Le troisième parti du pays, les Libéraux-démocrates, qui prônait une annulation pure et simple du Brexit, a totalement raté ses élections en ne remportant, dans les sondages sorties des urnes, que 13 sièges, soit seulement un de plus par rapport au parlement précédent. En revanche, le parti indépendantiste écossais, le Scottish National Party, a réussi à gagner une vingtaine de sièges. Il devrait en remporter 55. Ce succès relatif du SNP permettra à sa dirigeante, Nicola Sturgeon, de pousser pour l’organisation d’un référendum sur l’indépendance écossaise. Elle s’appuiera sur le fait que l’Ecosse a voulu rester au sein de l’UE et que pour la région, l’indépendance est la seule manière de pouvoir répondre à ce souhait. Mais il y a peu de chance pour que le gouvernement de Boris Johnson prête la moindre attention à cette demande. Les écologistes ont réussi à conserver leur seul siège, à Brighton (sud de l’Angleterre). Quant au Brexit Party de Nigel Farage, il n’aura remporté aucun siège, aspiré par les conservateurs. 

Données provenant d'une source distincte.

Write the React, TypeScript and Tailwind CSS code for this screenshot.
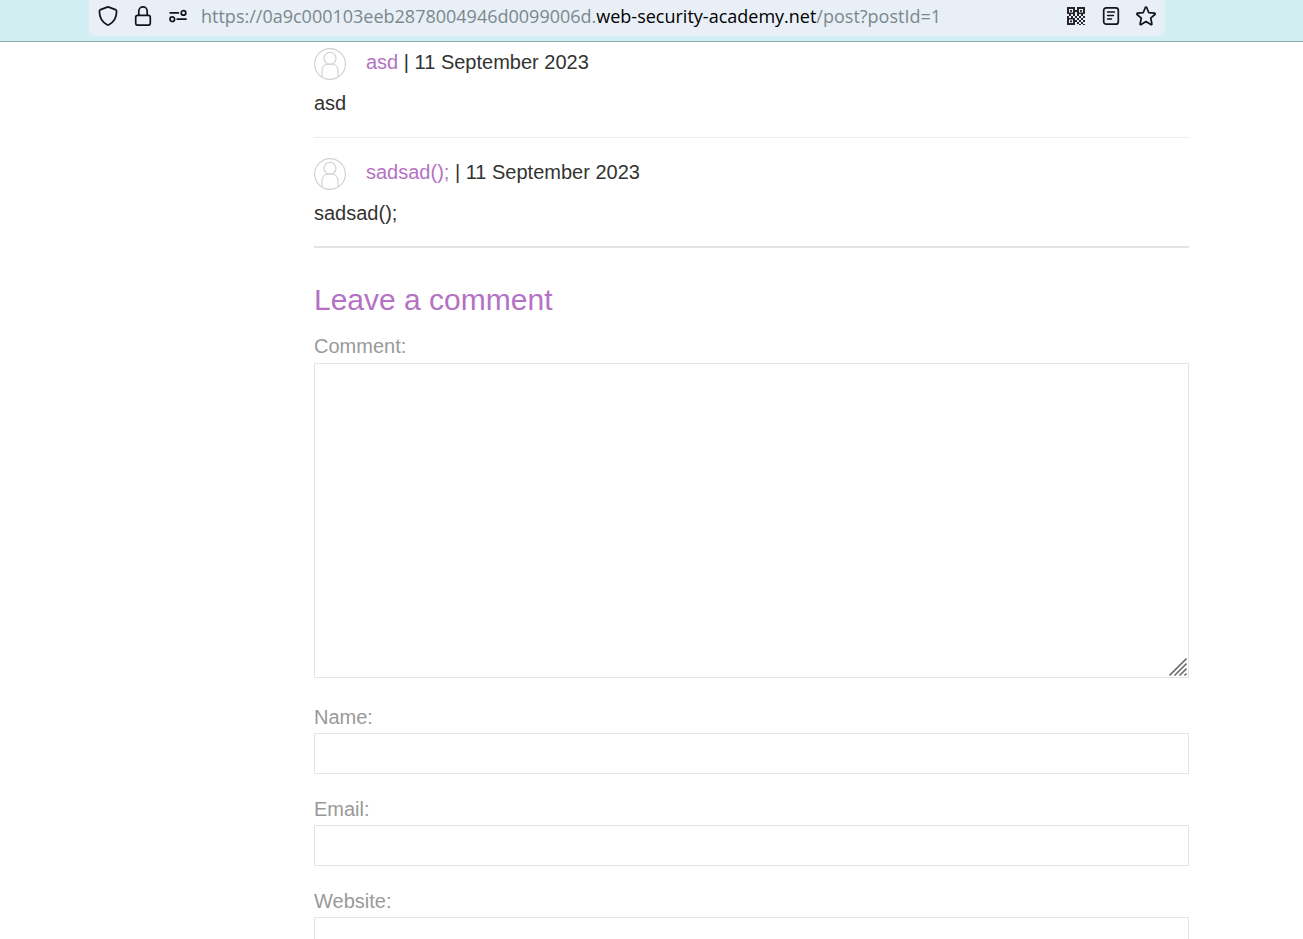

Juste après les sondages sortie des urnes, la livre sterling est montée en flèche sur les marchés, un signe du soulagement des milieux d’affaires face à ce qui sera considéré comme la fin d’une incertitude.

«Get Brexit done» 

Boris Johnson avait parié sur une campagne limitée à pratiquement un seul slogan : «Get Brexit done» (réaliser le Brexit). Son programme électoral ne promettait rien de très concret, si ce n’est des investissements massifs dans les services publics, et notamment le service de santé publique, le National Health Service.

«Le véritable génie de Boris Johnson a été de rassembler derrière lui les Leavers, 78% d’entre eux avaient dit qu’ils voteraient pour lui, en revanche, les Remainers se sont éparpillés entre le Labour, les LibDem ou n’ont pas voté», a noté Sara Hobolt, professeur en politique européenne à la London School of Economics (LSE), lors d’un débat organisé à l’université.

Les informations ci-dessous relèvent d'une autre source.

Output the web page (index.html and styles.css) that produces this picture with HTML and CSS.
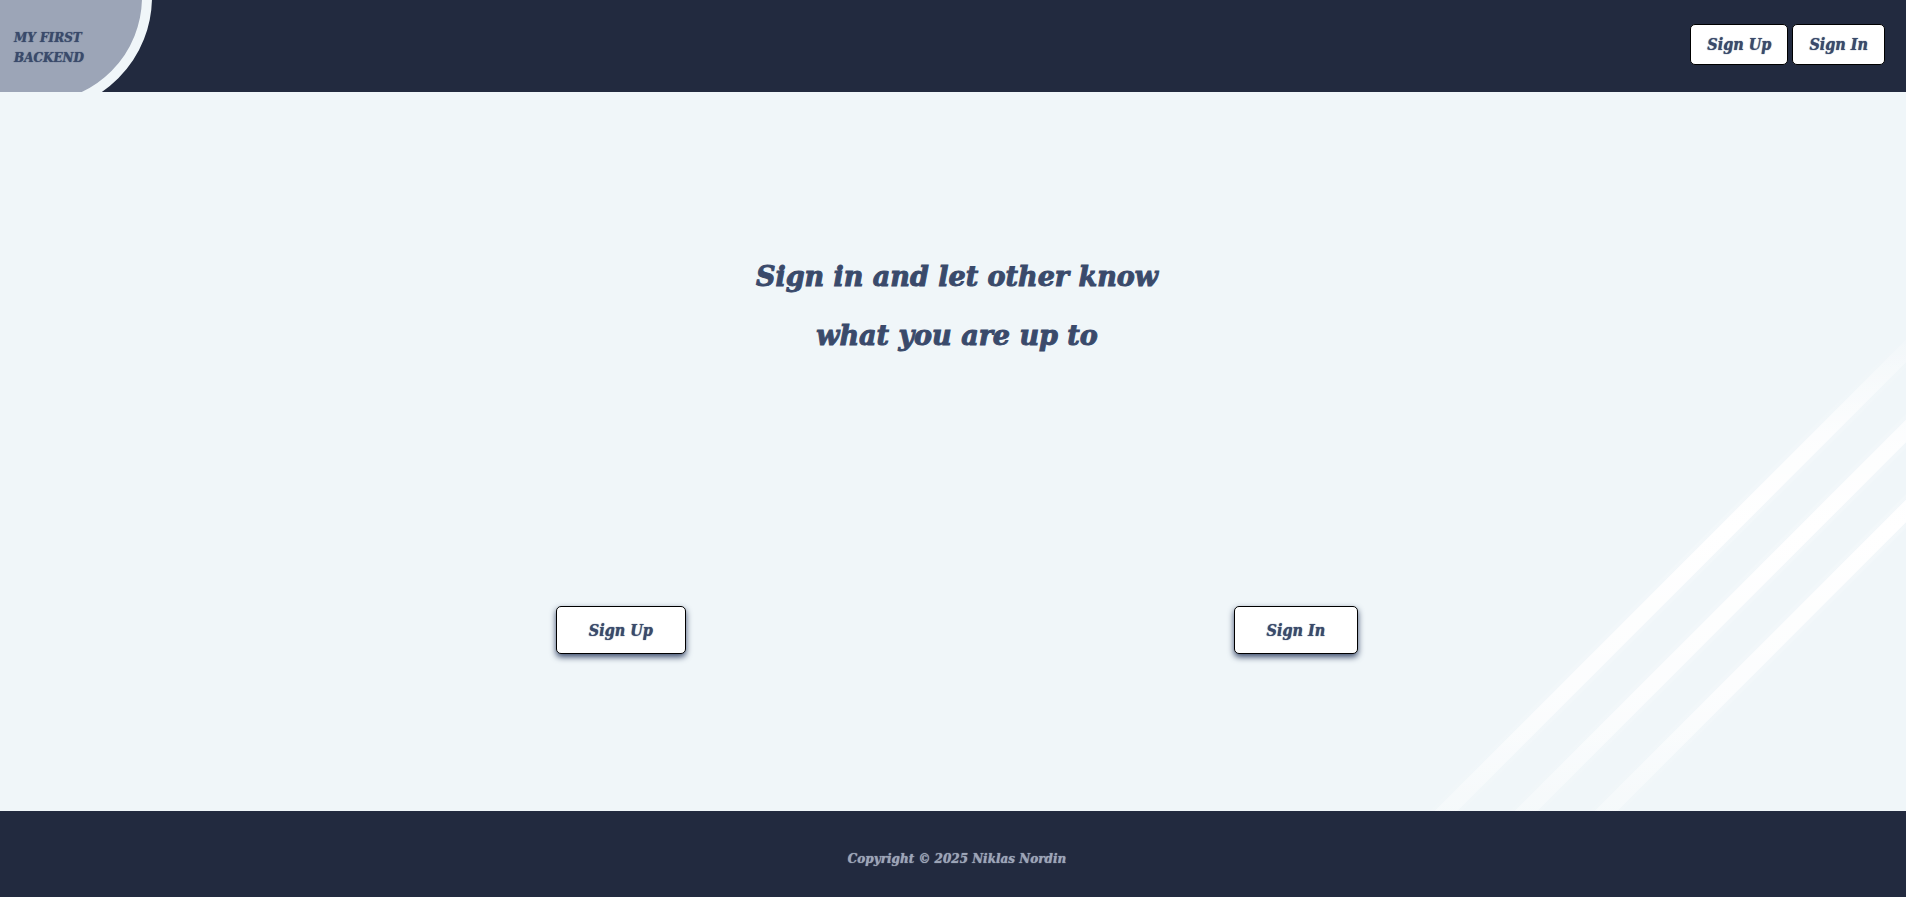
FILE: index.html
```html
<!DOCTYPE html>
<html lang="en">
<head>
<meta charset="utf-8">
<title>My First Backend</title>
<link rel="stylesheet" href="styles.css">
</head>
<body>
<header class="header">
  <a class="logo" href="#">MY FIRST<br>BACKEND</a>
  <nav class="nav">
    <button class="button" type="button">Sign Up</button>
    <button class="button" type="button">Sign In</button>
  </nav>
</header>
<main class="main">
  <svg class="stripes" viewBox="0 0 520 500" width="520" height="500" aria-hidden="true">
    <defs>
      <linearGradient id="fade" gradientUnits="userSpaceOnUse" x1="0" y1="10" x2="0" y2="560">
        <stop offset="0" stop-color="#fff" stop-opacity="0"/>
        <stop offset=".1" stop-color="#fff" stop-opacity=".4"/>
        <stop offset=".22" stop-color="#fff" stop-opacity=".82"/>
        <stop offset=".38" stop-color="#fff" stop-opacity="1"/>
        <stop offset=".68" stop-color="#fff" stop-opacity=".75"/>
        <stop offset="1" stop-color="#fff" stop-opacity=".1"/>
      </linearGradient>
    </defs>
    <g stroke="url(#fade)" fill="none">
      <path stroke-width="24" opacity=".18" d="M40 520L540 20M120 520L540 100M200 520L540 180"/>
      <path stroke-width="16" d="M40 520L540 20M120 520L540 100M200 520L540 180"/>
    </g>
  </svg>
  <h1 class="title">Sign in and let other know<br>what you are up to</h1>
  <div class="actions">
    <button class="button button-large" type="button">Sign Up</button>
    <button class="button button-large" type="button">Sign In</button>
  </div>
</main>
<footer class="footer">Copyright © 2025 Niklas Nordin</footer>
</body>
</html>
```
FILE: styles.css
```css
* { box-sizing: border-box; }

body {
  margin: 0;
  min-height: 100vh;
  display: flex;
  flex-direction: column;
  background: #f0f6f9;
  color: #3a4a6b;
  font-family: "DejaVu Serif", serif;
  font-weight: 900;
  font-style: italic;
}

.header {
  position: relative;
  overflow: hidden;
  display: flex;
  justify-content: space-between;
  align-items: flex-start;
  padding: 24px 21px 24px 14px;
  background: #222a3f;
}

.header::before {
  content: "";
  position: absolute;
  box-sizing: border-box;
  left: -78px;
  top: -118px;
  width: 230px;
  height: 230px;
  border: 10px solid #f0f6f9;
  border-radius: 50%;
  background: #9ca5b7;
}

.logo {
  position: relative;
  padding-top: 4px;
  font-size: 12px;
  line-height: 20px;
  color: inherit;
  text-decoration: none;
  text-shadow: 0 0 1px currentColor;
}

.nav { display: flex; gap: 4px; }

.button {
  padding: 0 16px;
  height: 41px;
  border: 1px solid #000;
  border-radius: 5px;
  background: #fff;
  color: inherit;
  font: inherit;
  font-family: "DejaVu Serif Condensed", "DejaVu Serif", serif;
  font-stretch: condensed;
  font-size: 16px;
  text-shadow: 0 0 1px currentColor;
}

.button-large {
  height: 48px;
  padding: 0 32px;
  box-shadow: 0 3px 6px #3a4a6b;
}

.main {
  flex: 1;
  position: relative;
  overflow: hidden;
  display: flex;
  flex-direction: column;
  justify-content: space-between;
  padding: 155px 0 157px 8px;
}

.stripes {
  position: absolute;
  right: 0;
  bottom: 0;
}

.title {
  margin: 0;
  text-align: center;
  font-size: 27px;
  font-weight: inherit;
  line-height: 59px;
  -webkit-text-stroke: 1px currentColor;
}

.actions {
  position: relative;
  display: flex;
  justify-content: space-evenly;
}

.footer {
  padding: 38px 0 28px 8px;
  background: #222a3f;
  color: #9ca5b7;
  text-align: center;
  font-size: 12px;
  line-height: 20px;
  text-shadow: 0 0 1px currentColor;
}
```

Le Brexit aura donc bien lieu, mais la question intéressante désormais est de savoir quel genre de Brexit ? Boris Johnson s’est bien gardé d’en dessiner vraiment les contours pendant la campagne. De fait, les négociations sur la future relation avec l’Union européenne commenceront le 1er février 2020 et devraient durer, en principe, jusqu’au 31 décembre de la même année. Sa large majorité pourrait lui donner les coudées franches pour choisir un Brexit moins drastique que certains des plus eurosceptiques de son parti auraient souhaité. «Au fond de lui, Boris Johnson est sans doute un Brexiter modéré, il a toujours été plutôt un “One Nation conservateur”, plutôt centriste», a expliqué Simon Hix, professeur en sciences politiques à la LSE. Dans son manifeste, il a «mentionné le respect de hauts niveaux d’acquis sociaux et environnementaux», a-t-il souligné. Or, les nouveaux sièges remportés par les conservateurs dans les anciens bastions du Labour se situent dans des régions manufacturières et parfois défavorisées. «Il s’agit d’une toute nouvelle base d’électeurs pour les conservateurs, il faudra qu’ils répondent à leurs demandes en matière de maintien des emplois et des acquis sociaux en limitant au maximum l’impact économique négatif du Brexit».

Dans tous les sondages, pendant la campagne, le niveau de confiance en Boris Johnson a toujours atteint des niveaux extrêmement bas. Mais il semble que, pour les électeurs britanniques, cette qualité a moins compté que la promesse d’un Brexit, quel qu’il soit et quelles qu’en soient les conséquences. Trois ans et demi exactement après le référendum, le Brexit va enfin avoir lieu.